Plus au nord de la ville, Carnide égrène ses ruelles pavées autour d’une église blanche et de maisons basses aux toits en tuile. Ce quartier, autrefois limitrophe des terres agricoles, conserve une saveur simple et douce. Ici, les boutiques d’autrefois n’ont pas toutes disparu : quincailleries, boulangeries de quartier, petits marchands à la criée sont encore là, témoins d’une économie à visage humain.

Les écoliers courent sur les trottoirs, les anciens se retrouvent à l’ombre pour rejouer la partie de dames interrompue la veille. Les figuiers étendent leur ombre et les voix s’entrelacent, entre souvenirs d’une époque paysanne et quotidien urbain. Carnide reste un refuge contre l’uniformisation.

Paço do Lumiar, noblesse des jardins oubliés

Paço do Lumiar

Paço do Lumiar, lui, conjugue ruralité et mémoire aristocratique. Région jadis dominée par les quintas, ces vastes demeures nobiliaires de campagne, le quartier conserve un patrimoine architectural rare. Ses jardins secrets, ses ruelles aux noms poétiques, ses murs d’azulejos racontent une Lisbonne noble et évanouie, que les promoteurs n’ont pas encore entièrement dévorée.

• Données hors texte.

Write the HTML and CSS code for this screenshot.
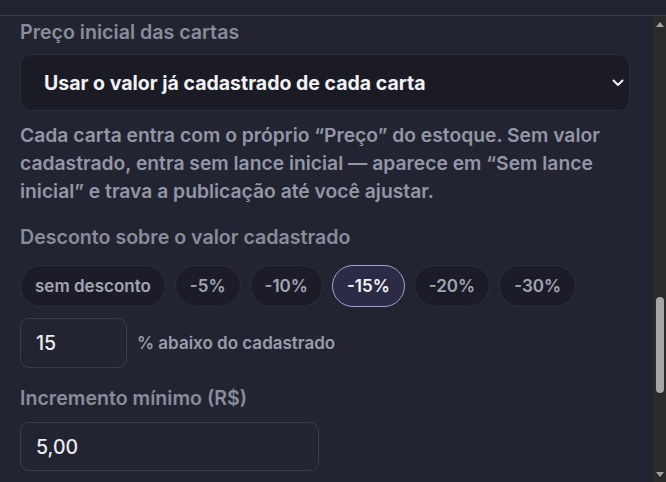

La communauté y est soudée, fière de sa différence. Les voisins s’y croisent aux marchés ou aux messes dominicales. On discute, on prête, on se reconnaît. À travers ce tissu vivant, Paço do Lumiar oppose une lenteur salutaire au tourbillon globalisé de la ville.

Ameixoeira, au seuil de la métropole et des champs

Ameixoeira, perchée sur les hauteurs nord, est une frontière mouvante entre la métropole et la campagne. Jadis chemin de transit, aujourd’hui enclave urbaine, le quartier conserve de vieilles maisons à patio, des vergers en friche, des silhouettes de paysans. Ici, les cultures maraîchères ne sont jamais loin, et l’on entend encore le coq au matin.

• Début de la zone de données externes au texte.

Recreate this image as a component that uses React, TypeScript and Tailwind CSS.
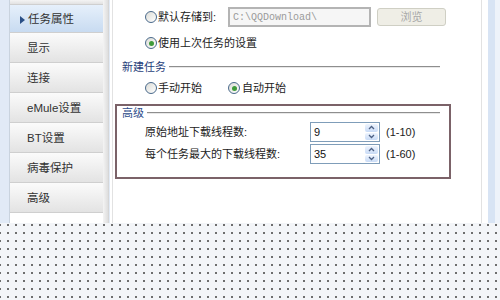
import React from 'react';

const menu = ['任务属性', '显示', '连接', 'eMule设置', 'BT设置', '病毒保护', '高级'];

const Radio = ({ checked }: { checked?: boolean }) => (
    <span className="w-[12px] h-[12px] rounded-full border border-[#4a6a8c] bg-gradient-to-br from-[#dcdcd6] to-white flex items-center justify-center shrink-0">
        {checked && <span className="w-[5px] h-[5px] rounded-full bg-[#3f9b3a]" />}
    </span>
);

const Spin = ({ value }: { value: string }) => (
    <div className="w-[70px] h-[20px] border border-[#7f9db9] bg-white flex items-center">
        <span className="flex-1 pl-[3px] text-[11px] text-[#111] font-['Liberation_Sans',sans-serif]">{value}</span>
        <div className="w-[13px] h-full flex flex-col mr-[1px] py-[1px] gap-[1px]">
            <div className="flex-1 bg-gradient-to-b from-[#eef4fd] to-[#c9dbf6] rounded-[2px] flex items-center justify-center">
                <svg width="7" height="5" viewBox="0 0 7 5"><path d="M1 4 L3.5 1.5 L6 4" fill="none" stroke="#4d6185" strokeWidth="1.3" /></svg>
            </div>
            <div className="flex-1 bg-gradient-to-b from-[#eef4fd] to-[#c9dbf6] rounded-[2px] flex items-center justify-center">
                <svg width="7" height="5" viewBox="0 0 7 5"><path d="M1 1 L3.5 3.5 L6 1" fill="none" stroke="#4d6185" strokeWidth="1.3" /></svg>
            </div>
        </div>
    </div>
);

export default function App() {
    return (
        <div className="w-[500px] h-[300px] overflow-hidden bg-white text-[11px] text-[#222] font-['Liberation_Sans','Noto_Sans_CJK_SC',sans-serif]">
            <div className="flex h-[223px]">
                {/* sidebar */}
                <div className="w-[110px] h-full flex bg-[#e1eaf6] pl-[9px]">
                    <div className="w-[94px] h-full bg-white flex flex-col border-l border-[#c9d3de]">
                        <div className="h-[5px] bg-gradient-to-b from-[#f4f4f4] to-[#e2e2e2] border-b border-[#cfcfcf]" />
                        {menu.map((m, i) => (
                            <div
                                key={m}
                                className={`${i === 0 ? 'h-[28px] bg-gradient-to-b from-[#e6f0fb] to-[#c8dbf1]' : 'h-[30px] bg-gradient-to-b from-[#fbfbfb] to-[#e3e3e3]'} border-b border-[#cfcfcf] flex items-center pt-[3px] ${i === 0 ? 'pl-[10px]' : 'pl-[17px]'}`}
                            >
                                {i === 0 && (
                                    <svg width="5" height="8" viewBox="0 0 5 8" className="mr-[3px]"><path d="M0 0 L5 4 L0 8 Z" fill="#2a4f86" /></svg>
                                )}
                                <span className="text-[11.5px] text-[#333]">{m}</span>
                            </div>
                        ))}
                        <div className="flex-1 bg-white" />
                    </div>
                    <div className="w-[6px] h-full bg-gradient-to-r from-[#f4f4f4] to-[#dedede] border-r border-[#d6d6d6]" />
                </div>

                {/* content */}
                <div className="ml-[2px] w-[370px] h-full border-l border-r border-[#e2e2e2] bg-white flex flex-col">
                    <div className="mt-[7px] h-[20px] flex items-center pl-[32px]">
                        <Radio />
                        <span className="w-[71px] pl-[1px]">默认存储到:</span>
                        <div className="w-[143px] h-[20px] border-2 border-[#b4b4b4] bg-[#f6f6f6] flex items-center pl-[3px]">
                            <span className="font-['Liberation_Mono',monospace] text-[10px] text-[#9a9a9a]">C:\QQDownload\</span>
                        </div>
                        <div className="ml-[6px] w-[69px] h-[18px] rounded-[3px] border border-[#cfcfc4] bg-[#efeee6] flex items-center justify-center text-[#a8a8a8]">浏览</div>
                    </div>
                    <div className="mt-[6px] h-[20px] flex items-center pl-[32px]">
                        <Radio checked />
                        <span className="pl-[1px]">使用上次任务的设置</span>
                    </div>
                    <div className="mt-[6px] h-[16px] flex items-center pl-[9px] pr-[41px]">
                        <span className="text-[#1f3e7a]">新建任务</span>
                        <div className="flex-1 ml-[3px] h-[2px] border-t border-[#8e8e8e] border-b border-b-[#e8e8e8]" />
                    </div>
                    <div className="mt-[3px] h-[20px] flex items-center pl-[32px]">
                        <Radio />
                        <span className="w-[71px] pl-[1px]">手动开始</span>
                        <Radio checked />
                        <span className="pl-[2px]">自动开始</span>
                    </div>
                    <div className="mt-[6px] ml-[2px] w-[336px] h-[75px] border-2 border-[#7b6268] flex flex-col">
                        <div className="h-[14px] flex items-center pl-[5px] pr-[9px]">
                            <span className="text-[#2d4c8a]">高级</span>
                            <div className="flex-1 ml-[3px] h-[2px] border-t border-[#8e8e8e] border-b border-b-[#e8e8e8]" />
                        </div>
                        <div className="mt-[2px] h-[20px] flex items-center pl-[28px]">
                            <span className="w-[165px]">原始地址下载线程数:</span>
                            <Spin value="9" />
                            <span className="ml-[6px]">(1-10)</span>
                        </div>
                        <div className="mt-[2px] h-[20px] flex items-center pl-[28px]">
                            <span className="w-[165px]">每个任务最大的下载线程数:</span>
                            <Spin value="35" />
                            <span className="ml-[6px]">(1-60)</span>
                        </div>
                    </div>
                </div>

                {/* right edge */}
                <div className="w-[6px] h-full bg-white" />
                <div className="w-[7px] h-full bg-[#d8e4f4]" />
                <div className="w-[5px] h-full bg-[#eef3fa]" />
            </div>

            <div className="h-[77px] bg-[#f3f5f8] bg-[radial-gradient(circle,#6e6e6e_0.9px,transparent_1.3px)] bg-[length:8px_8px] bg-[position:4px_-2px]" />
        </div>
    );
}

Le linge y claque entre deux murs, les enfants jouent au ballon entre les portails, et les anciens, assis sur le seuil, saluent le passant. Le rythme est épais, la parole lente. Ameixoeira, comme Palma ou Carnide, vit dans une temporalité décalée, précieuse. Et si elle semble à l’écart, elle incarne peut-être le vrai centre : celui de la mémoire lisboète.

Une résistance menacée

Ce sont des poches de résistance. Mais pour combien de temps ? Face à la pression immobilière, aux flux touristiques et aux mutations sociales, ces quartiers villageois paraissent bien fragiles. L’explosion des prix du foncier et la vague des locations saisonnières, notamment via Airbnb, ont déjà englouti les traditions de l’Alfama et de Graça. Palma, Carnide ou Ameixoeira seront-ils les prochains ?

L’avenir dépendra autant des politiques publiques que de la volonté collective de préserver un patrimoine vivant. Ces quartiers ne sont pas figés dans le passé : ils sont au contraire porteurs d’une modernité lente, durable, à visage humain. Un contre-modèle à la ville-machine.

Lisbonne ne sera jamais une carte postale figée. Mais tant que subsisteront ces villages dans la ville, elle gardera son équilibre fragile entre mémoire et mouvement. Un fil invisible relie les voix sur les bancs, les linges aux fenêtres, les odeurs de sardine et de lessive. Un fil qui fait de Lisbonne bien plus qu’une capitale : une constellation de lieux habités, aimés, tissés de liens.